NEW YORK, Oct. 9 /PRNewswire-FirstCall/ -- Highlands Acquisition Corp. (Amex: HIA.U), (the "Company") announced today that it has completed its initial public offering (the "IPO") of 12,000,000 units. Each unit consists of one share of common stock and one warrant, which entitles the holder to purchase one share of common stock. The units were sold at an offering price of $10.00 per unit, generating gross proceeds of $120,000,000 to the Company. The offering was led by Citi, acting as sole book-running manager and Wm Smith & Co. as co-manager. The offering is being made only by means of a prospectus, copies of which may be obtained from Citi, Brooklyn Army Terminal, 140 58th Street, 8th Floor, Brooklyn, New York 11220.
Simultaneously with the consummation of the IPO, the Company completed a private placement of 3,250,000 warrants at a price of $1.00 per warrant, generating gross proceeds of $3,250,000. These warrants were purchased by (i) Kanders & Company, Inc., Ivy Healthcare Capital II, L.P., and Fieldpoint Capital, L.L.C., each of which is an affiliate of certain officers and directors of the Company and an existing stockholder of the Company; and (ii) Robert W. Pangia, the Company's Chief Executive Officer, Dennis W. O'Dowd and Virgilio Rene Veloso, each of which is an existing stockholder of the Company. The warrants sold in the private placement are identical to the warrants included in the units sold in IPO except that if the Company calls the warrants for redemption, the warrants sold in the private placement will not be redeemable by the Company so long as they are held by these purchasers or their permitted transferees. The purchasers of the warrants sold in the private placement have agreed that these warrants will not be transferred, assigned or sold by them (except in limited situations) until after the Company has completed its initial business combination.
Of the proceeds received from the consummation of the initial public offering and private placement of warrants, $117,550,000 (or approximately $9.80 per share sold in the initial public offering) was placed in trust. Audited financial statements as of October 9, 2007 reflecting receipt of the proceeds from the IPO and private placement of warrants are being prepared and will be issued by the Company and included as an exhibit to a Current Report on Form 8-K to be filed by the Company with the Securities and Exchange Commission.
Highlands Acquisition Corp. is a newly organized blank check company formed for the purpose of effecting a merger, capital stock exchange, stock purchase, asset acquisition or other similar business combination with one or more operating businesses. The Company's efforts in identifying a prospective target business will not be limited to a particular industry, although it initially intends to focus its search for a target business in the healthcare industry.
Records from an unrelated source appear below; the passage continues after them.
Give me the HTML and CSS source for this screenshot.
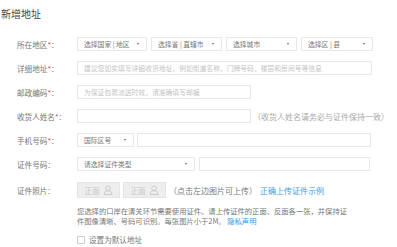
FILE: index.html
```html
<!DOCTYPE html>
<html>
	<head>
		<meta charset="utf-8">
		<link rel="stylesheet" href="styles.css">
	</head>
	<body>
		<div class="container">
			<h1>新增地址</h1>
			<form>
				<div class="row">
					<label class="label">所在地区<i>*</i>：</label>
					<div class="select w70">选择国家 | 地区<span class="arrow"></span></div>
					<div class="select w71">选择省 | 直辖市<span class="arrow"></span></div>
					<div class="select w71">选择城市<span class="arrow"></span></div>
					<div class="select w72">选择区 | 县<span class="arrow"></span></div>
				</div>
				<div class="row">
					<label class="label">详细地址<i>*</i>：</label>
					<div class="input w295 placeholder">建议您如实填写详细收货地址，例如街道名称，门牌号码，楼层和房间号等信息</div>
				</div>
				<div class="row">
					<label class="label">邮政编码<i>*</i>：</label>
					<div class="input w174 placeholder">为保证包裹派送时效，请准确填写邮编</div>
				</div>
				<div class="row">
					<label class="label">收货人姓名<i>*</i>：</label>
					<div class="input w174"></div>
					<span class="hint">（收货人姓名请务必与证件保持一致）</span>
				</div>
				<div class="row">
					<label class="label">手机号码<i>*</i>：</label>
					<div class="select w57">国际区号<span class="arrow"></span></div>
					<div class="input w234"></div>
				</div>
				<div class="row">
					<label class="label">证件号码：</label>
					<div class="select w118">请选择证件类型<span class="arrow"></span></div>
					<div class="input w171"></div>
				</div>
				<div class="row row-photo">
					<label class="label">证件照片：</label>
					<div class="photo">正面
						<svg width="10" height="10" viewBox="0 0 10 10"><circle cx="5" cy="3.2" r="2.3" fill="none" stroke="#c6c6c6" stroke-width="0.9"/><path d="M1 9.5 C1 6.8 3 5.8 5 5.8 C7 5.8 9 6.8 9 9.5 Z" fill="none" stroke="#c6c6c6" stroke-width="0.9"/></svg>
					</div>
					<div class="photo">正面
						<svg width="10" height="10" viewBox="0 0 10 10"><circle cx="5" cy="3.2" r="2.3" fill="none" stroke="#c6c6c6" stroke-width="0.9"/><path d="M1 9.5 C1 6.8 3 5.8 5 5.8 C7 5.8 9 6.8 9 9.5 Z" fill="none" stroke="#c6c6c6" stroke-width="0.9"/></svg>
					</div>
					<span class="tip">（点击左边图片可上传）</span>
					<a class="link">正确上传证件示例</a>
				</div>
				<p class="notice">您选择的口岸在清关环节需要使用证件。请上传证件的正面、反面各一张，并保持证<br>件图像清晰、号码可识别。每张图片小于2M。 <a class="link">隐私声明</a></p>
				<div class="default">
					<span class="checkbox"></span>设置为默认地址
				</div>
			</form>
		</div>
	</body>
</html>
```

FILE: styles.css
```css
body {
	margin: 0;
	background: #fff;
	font-family: "Noto Sans CJK SC", "Noto Sans", sans-serif;
	color: #777;
}
.container {
	width: 397px;
	padding-left: 1px;
}
h1 {
	margin: 7px 0 0;
	font-size: 10px;
	line-height: 14px;
	font-weight: 400;
	color: #444;
}
form {
	margin-top: 16px;
}
.row {
	display: flex;
	align-items: center;
	height: 14px;
	margin-bottom: 10px;
	padding-left: 16px;
}
.label {
	width: 60px;
	flex: none;
	font-size: 7.6px;
	color: #777;
	white-space: nowrap;
}
.label i {
	font-style: normal;
	color: #e4393c;
}
.select, .input {
	box-sizing: border-box;
	height: 14px;
	border: 1px solid #e8e8e8;
	background: #fff;
	font-size: 6.8px;
	line-height: 12px;
	color: #777;
	padding: 0 6px;
	white-space: nowrap;
	overflow: hidden;
	flex: none;
	margin-right: 4px;
}
.select {
	position: relative;
}
.arrow {
	position: absolute;
	right: 7px;
	top: 5px;
	border-left: 1.5px solid transparent;
	border-right: 1.5px solid transparent;
	border-top: 2px solid #666;
}
.placeholder {
	color: #c4c4c4;
}
.w70 { width: 70px; }
.w71 { width: 71px; }
.w72 { width: 72px; }
.w295 { width: 295px; }
.w174 { width: 174px; }
.w57 { width: 57px; margin-right: 3px; }
.w234 { width: 234px; }
.w118 { width: 118px; }
.w171 { width: 171px; }
.hint {
	font-size: 8px;
	color: #aaa;
	margin-left: -2px;
	white-space: nowrap;
}
.row-photo {
	height: 16px;
	margin-top: 11px;
	margin-bottom: 8px;
}
.photo {
	box-sizing: border-box;
	width: 43px;
	height: 16px;
	margin-right: 3px;
	background: #eee;
	border: 1px solid #e4e4e4;
	color: #c6c6c6;
	font-size: 7.6px;
	display: flex;
	align-items: center;
	justify-content: center;
	gap: 3px;
	flex: none;
}
.tip {
	font-size: 8px;
	color: #777;
	white-space: nowrap;
}
.link {
	color: #3d9ae8;
	font-size: 8px;
	white-space: nowrap;
}
.tip + .link {
	margin-left: 3px;
}
.notice {
	margin: 0 0 0 76px;
	font-size: 7.3px;
	line-height: 10px;
	color: #777;
	white-space: nowrap;
}
.notice .link {
	font-size: 7.3px;
}
.default {
	margin: 9px 0 0 76px;
	font-size: 7.6px;
	line-height: 10px;
	color: #777;
	display: flex;
	align-items: center;
}
.checkbox {
	width: 6px;
	height: 6px;
	border: 1px solid #ccc;
	border-radius: 1px;
	margin-right: 4px;
}
```
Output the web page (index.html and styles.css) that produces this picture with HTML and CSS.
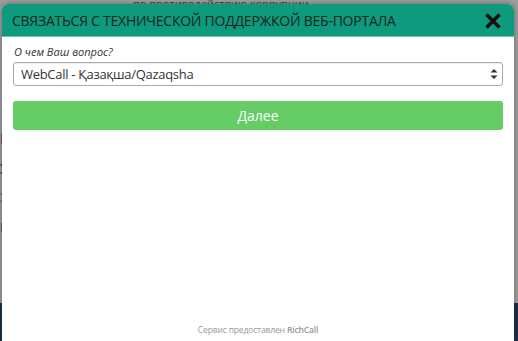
FILE: index.html
```html
<!DOCTYPE html>
<html lang="ru">
<head>
  <meta charset="UTF-8">
  <meta name="viewport" content="width=device-width, initial-scale=1.0">
  <title>Связаться с технической поддержкой</title>
  <link rel="stylesheet" href="styles.css">
</head>
<body>
  <div class="page">
    <div class="page-top">по противодействию коррупции</div>
    <div class="page-main">
      <p class="news-title">Новости</p>
      <p class="news-title">Уведомление</p>
      <p class="news-text">Жалобы и обращения</p>
      <p class="news-text">Госуслуги</p>
    </div>
    <div class="page-footer"></div>
  </div>

  <div class="modal">
    <div class="modal-header">
      <h2>Связаться с технической поддержкой веб-портала</h2>
      <button class="close" aria-label="Закрыть">
        <svg width="18" height="18" viewBox="0 0 18 18">
          <path d="M2.5 2.5 L15.5 15.5 M15.5 2.5 L2.5 15.5" stroke="#111" stroke-width="3.6"/>
        </svg>
      </button>
    </div>
    <div class="modal-body">
      <label class="field-label" for="topic">О чем Ваш вопрос?</label>
      <div class="select-wrap">
        <select id="topic">
          <option>WebCall - Қазақша/Qazaqsha</option>
          <option>WebCall - Русский</option>
        </select>
        <span class="arrows">
          <svg width="8" height="12" viewBox="0 0 8 12">
            <path d="M0.5 4.5 L4 1 L7.5 4.5 Z M0.5 7.5 L4 11 L7.5 7.5 Z" fill="#333"/>
          </svg>
        </span>
      </div>
      <button class="next">Далее</button>
    </div>
    <div class="modal-footer">Сервис предоставлен <b>RichCall</b></div>
  </div>
</body>
</html>
```

FILE: styles.css
```css
html, body {
  margin: 0;
  height: 100%;
}
body {
  font-family: "Open Sans", Arial, sans-serif;
  background-color: #9f9f9f;
  overflow: hidden;
}
.page {
  display: flex;
  flex-direction: column;
  height: 100%;
}
.page-top {
  height: 7px;
  margin-bottom: -3px;
  padding-left: 133px;
  font-size: 11px;
  line-height: 7px;
  color: #444;
  flex-shrink: 0;
}
.page-main {
  flex: 1;
  padding-top: 126px;
}
.page-main p {
  margin: 0 0 14px 0;
  line-height: 16px;
}
.news-title {
  font-size: 15px;
  font-weight: bold;
  color: #1f3a66;
}
.news-text {
  font-size: 12px;
  color: #555;
}
.page-footer {
  height: 38px;
  background-color: #1d2f4f;
  flex-shrink: 0;
}
.modal {
  position: absolute;
  left: 2px;
  right: 4px;
  top: 4px;
  bottom: 0;
  background-color: #fff;
  border-radius: 6px 6px 0 0;
  box-shadow: 0 0 6px rgba(0, 0, 0, 0.35);
  display: flex;
  flex-direction: column;
}
.modal-header {
  display: flex;
  align-items: center;
  justify-content: space-between;
  height: 32px;
  padding: 0 12px 0 10px;
  background-color: #0e9a7d;
  border-bottom: 1px solid #6fc4b0;
  border-radius: 6px 6px 0 0;
}
.modal-header h2 {
  margin: 0;
  font-size: 14px;
  font-weight: normal;
  letter-spacing: -0.25px;
  text-transform: uppercase;
  color: #142520;
}
.close {
  border: none;
  background: none;
  padding: 0;
  width: 18px;
  height: 18px;
  margin-top: 1px;
  cursor: pointer;
}
.close svg {
  display: block;
}
.modal-body {
  padding: 7px 11px 0 11px;
  flex: 1;
}
.field-label {
  display: block;
  font-size: 11px;
  font-style: italic;
  color: #333;
  margin: 0 0 3px 1px;
}
.select-wrap {
  position: relative;
}
.select-wrap select {
  width: 100%;
  height: 24px;
  padding: 0 7px;
  font-family: "Open Sans", Arial, sans-serif;
  font-size: 13px;
  letter-spacing: -0.3px;
  color: #333;
  background-color: #fff;
  border: 1px solid #aaa;
  border-radius: 3px;
  box-shadow: inset 0 1px 1px rgba(0, 0, 0, 0.08);
  appearance: none;
  -webkit-appearance: none;
}
.arrows {
  position: absolute;
  right: 5px;
  top: 6px;
  pointer-events: none;
}
.arrows svg {
  display: block;
}
.next {
  display: block;
  width: 100%;
  height: 29px;
  margin-top: 15px;
  font-family: "Open Sans", Arial, sans-serif;
  font-size: 14px;
  color: #fff;
  background-color: #66cc66;
  border: none;
  border-radius: 3px;
  cursor: pointer;
}
.modal-footer {
  text-align: center;
  font-size: 8.6px;
  letter-spacing: -0.2px;
  color: #999;
  padding-bottom: 5px;
}
.modal-footer b {
  font-weight: 600;
}
```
A registration statement relating to the units was filed and declared effective by the Securities and Exchange Commission. This press release shall not constitute an offer to sell or the solicitation of an offer to buy the securities of Highlands Acquisition Corp., nor shall there be any sale of these securities in any state or jurisdiction in which such an offer, solicitation or sale would be unlawful prior to registration or qualification under the securities laws of any such state or jurisdiction.
This press release may contain forward-looking statements within the meaning of the federal securities laws. These forward-looking statements inherently involve risks and uncertainties that are detailed in the Company's prospectus and other filings with the Securities and Exchange Commission and, therefore, actual results could differ materially from those projected in the forward-looking statements. The Company assumes no obligation to update publicly or revise any forward-looking statements, whether as a result of new information, future events or otherwise.